AIM
Check each line of the material below for "React". Report how many have it, with no other words.

GIVEN MATERIAL

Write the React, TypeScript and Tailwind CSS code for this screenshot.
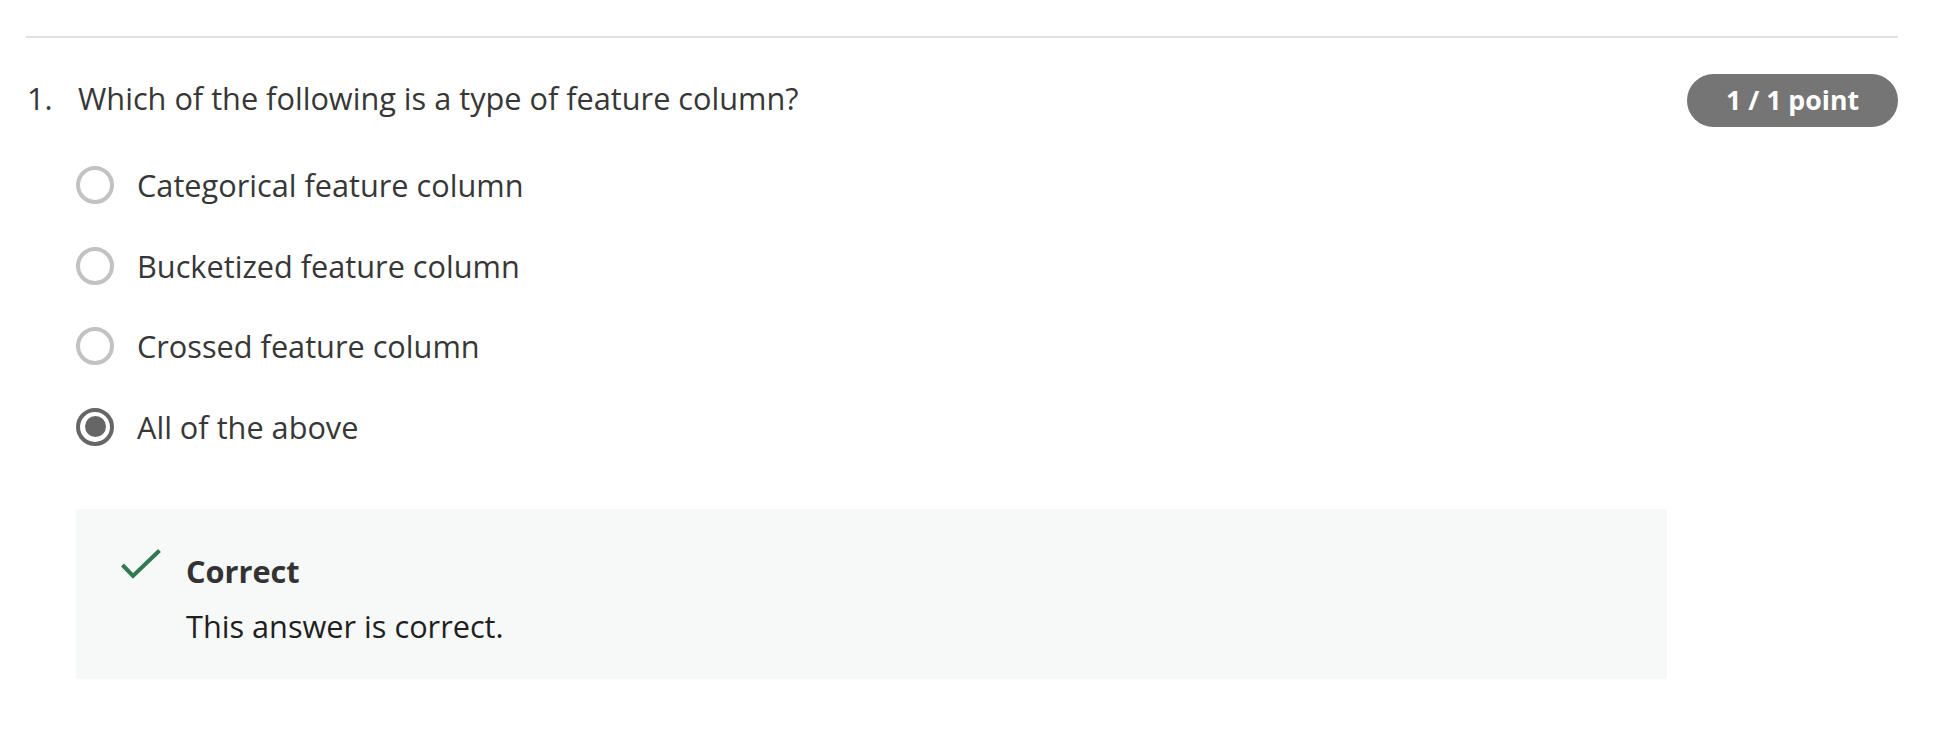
import React from 'react';

const OPTIONS = [
  'Categorical feature column',
  'Bucketized feature column',
  'Crossed feature column',
  'All of the above',
];

const SELECTED = 3;

const Radio = ({ checked }: { checked: boolean }) =>
  checked ? (
    <div className="w-[38px] h-[38px] shrink-0 rounded-full border-[4px] border-[#666666] flex items-center justify-center">
      <div className="w-[21px] h-[21px] rounded-full bg-[#666666]" />
    </div>
  ) : (
    <div className="w-[38px] h-[38px] shrink-0 rounded-full border-[4px] border-[#c2c2c2]" />
  );

export default function App() {
  return (
    <div className="min-h-screen bg-white pl-[26px] pr-[42px] pt-[36px] font-['Open_Sans',sans-serif] text-[#373737]">
      <div className="h-[2px] bg-[#e1e1e1]" />

      {/* question header */}
      <div className="mt-[36px] flex items-start justify-between">
        <div className="mt-[4px] flex text-[30.7px] leading-[40px]">
          <span className="w-[52px] pl-[1px]">1.</span>
          <span>Which of the following is a type of feature column?</span>
        </div>
        <div className="h-[53px] w-[211px] rounded-full bg-[#757575] text-white font-bold text-[26.7px] flex items-center justify-center">
          1 / 1 point
        </div>
      </div>

      {/* options */}
      <div className="ml-[50px] mt-[38px] flex flex-col gap-[40.5px]">
        {OPTIONS.map((opt, i) => (
          <div key={opt} className="flex items-center gap-[23px] h-[40px]">
            <Radio checked={i === SELECTED} />
            <span className="text-[30.7px] leading-[40px]">{opt}</span>
          </div>
        ))}
      </div>

      {/* feedback */}
      <div className="ml-[50px] mt-[62px] w-[1591px] bg-[#f7f8f8] pl-[44px] pt-[42px] pb-[33px] flex">
        <svg width="42" height="32" viewBox="0 0 42 32" className="shrink-0 -mt-[3px] mr-[24px]">
          <polyline points="2.5,17 13,28 39.5,2.5" fill="none" stroke="#2f7a52" strokeWidth="4" />
        </svg>
        <div className="flex flex-col gap-[15px]">
          <span className="text-[30.7px] leading-[40px] font-bold text-[#333333]">Correct</span>
          <span className="text-[30.7px] leading-[40px] text-[#1f1f1f]">This answer is correct.</span>
        </div>
      </div>
    </div>
  );
}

SOLUTION FOR THIS EXERCISE
2